Electric Forest is a fast but strong read. Girl goes for James Dean on the motorcycle, only to discover there is a reason mama said to avoid that type of man. It's then she takes that narrative in her own direction—not like a girl boss, but a person with agency. Surrounding imagery, plot devices, and world Magdala traverses getting to that point are recognizably cyberpunk to we modern culture hounds—a William Gibson or Bruce Sterling prequel. But Lee was tilling fresh soil at the time, which makes the cohesion of the elements all the more compelling.

Electric Forest is a work from early in Lee's oeuvre. It shows but doesn't show. Lee's signature style—objects in the mirror may be closer than they appear—is starting to form itself on the page. The attention to self, relationships, and sexuality is prevalent, as is the awareness of the primeval animal forces working within us. Lee would later imbue her writing with greater subtlety (for example, avoiding such obvious titles as “electric forest”), but what's available here remains better than what a lot of writers spend a career trying to develop.

Electric Forest, for the majority of its length, works within a clear story space that steadily builds itself. The climax has tension and seems to resolve the key plot points. But the denouement takes a sharp left turn, so sharp in fact, it may have caused an accident. Conceptions the reader has throughout the novel are overturned—a veil is removed to reveal the “real” story beneath. This tactic can work very well as long as the seeds are sown in the course of the novel. In Electric Forest, the approach undercuts Magdala's story. Perhaps I need a re-read, but I'm uncertain at the moment that the sharp left turn enhances the book. It feels more like a zealous editor who wanted to see a more classical sci-ending—fireworks that flash, but nothing but smoke remains a moment later.

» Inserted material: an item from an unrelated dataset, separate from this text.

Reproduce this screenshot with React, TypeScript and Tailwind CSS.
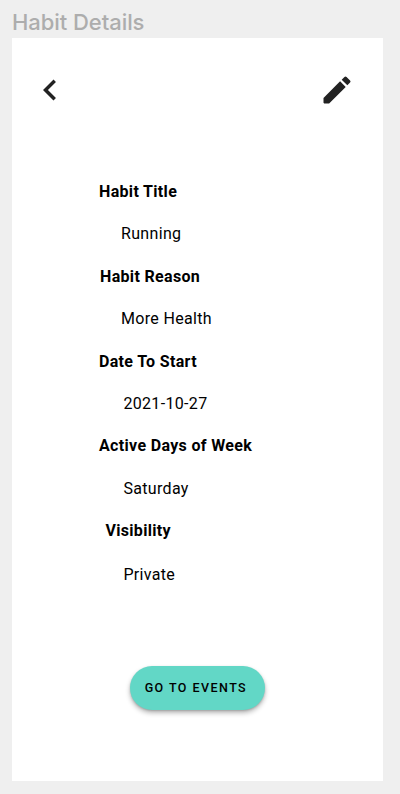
const fields = [
  { label: 'Habit Title', value: 'Running', row: 'h-[85px]', l: 'h-[42px] pl-[87px]', v: 'pl-[109px]' },
  { label: 'Habit Reason', value: 'More Health', row: 'h-[85px]', l: 'h-[42px] pl-[88px]', v: 'pl-[109px]' },
  { label: 'Date To Start', value: '2021-10-27', row: 'h-[84px]', l: 'h-[42px] pl-[87px]', v: 'pl-[111.4px]' },
  { label: 'Active Days of Week', value: 'Saturday', row: 'h-[85px]', l: 'h-[43px] pl-[87px]', v: 'pl-[111.4px]' },
  { label: 'Visibility', value: 'Private', row: 'h-[86px]', l: 'h-[44px] pl-[93.4px]', v: 'pl-[111.4px]' },
];

export default function App() {
  return (
    <div className="h-[794px] w-[400px] overflow-hidden bg-[#efefef] px-3 font-['Roboto',sans-serif] text-black">
      <h1 className="h-[38px] pt-[10px] font-['Inter',sans-serif] text-[22px] leading-6 font-medium tracking-[-0.06px] text-[#adadad]">Habit Details</h1>
      <main className="h-[743px] w-[371px] bg-white">
        <header className="flex h-[104px] items-center justify-between pr-[28px] pl-[17px]">
          <button aria-label="Back">
            <svg viewBox="0 0 24 24" className="h-[42px] w-[42px]" fill="#222"><path d="M15.41 7.41 14 6l-6 6 6 6 1.41-1.41L10.83 12z" /></svg>
          </button>
          <button aria-label="Edit">
            <svg viewBox="0 0 24 24" className="h-9 w-9" fill="#222"><path d="M3 17.25V20.5L3.5 21h3.25L17.81 9.94l-3.75-3.75L3 17.25zM20.71 7.04a1 1 0 0 0 0-1.41l-2.34-2.34a1 1 0 0 0-1.41 0l-1.83 1.83 3.75 3.75 1.83-1.83z" /></svg>
          </button>
        </header>
        <dl className="pt-[38px] text-base leading-6 tracking-[0.33px]">
          {fields.map((f) => (
            <div key={f.label} className={f.row}>
              <dt className={`font-bold ${f.l}`}>{f.label}</dt>
              <dd className={f.v}>{f.value}</dd>
            </div>
          ))}
        </dl>
        <button className="mt-[61px] ml-[118.4px] h-11 w-[135px] rounded-full bg-[#62d7c6] pr-[4px] text-[12.5px] font-medium tracking-[1.45px] shadow-[0_3px_5px_rgba(0,0,0,0.28),0_1px_2px_rgba(0,0,0,0.16)]">GO TO EVENTS</button>
      </main>
    </div>
  );
}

In the end, Electric Forest is a strong piece of cyberpunk with particular focus on the physicality of being a woman, sexuality, and the meaning of self/identity. Were it published today it would undoubtedly receive rave reviews from the far left. For the reader who sits in the center or right, however, be aware there is a sincerity, a genuine earnestness of expression, which renders Lee's writing more than mere politics. She appears to be writing a personal story of one woman rather than ramming home an agenda thinly veiled as tale. The book does deconstruct itself upon the conclusion, intentionally or not, but the story leading to that point leaves a mark, if not for the cyberpunk imagery alone.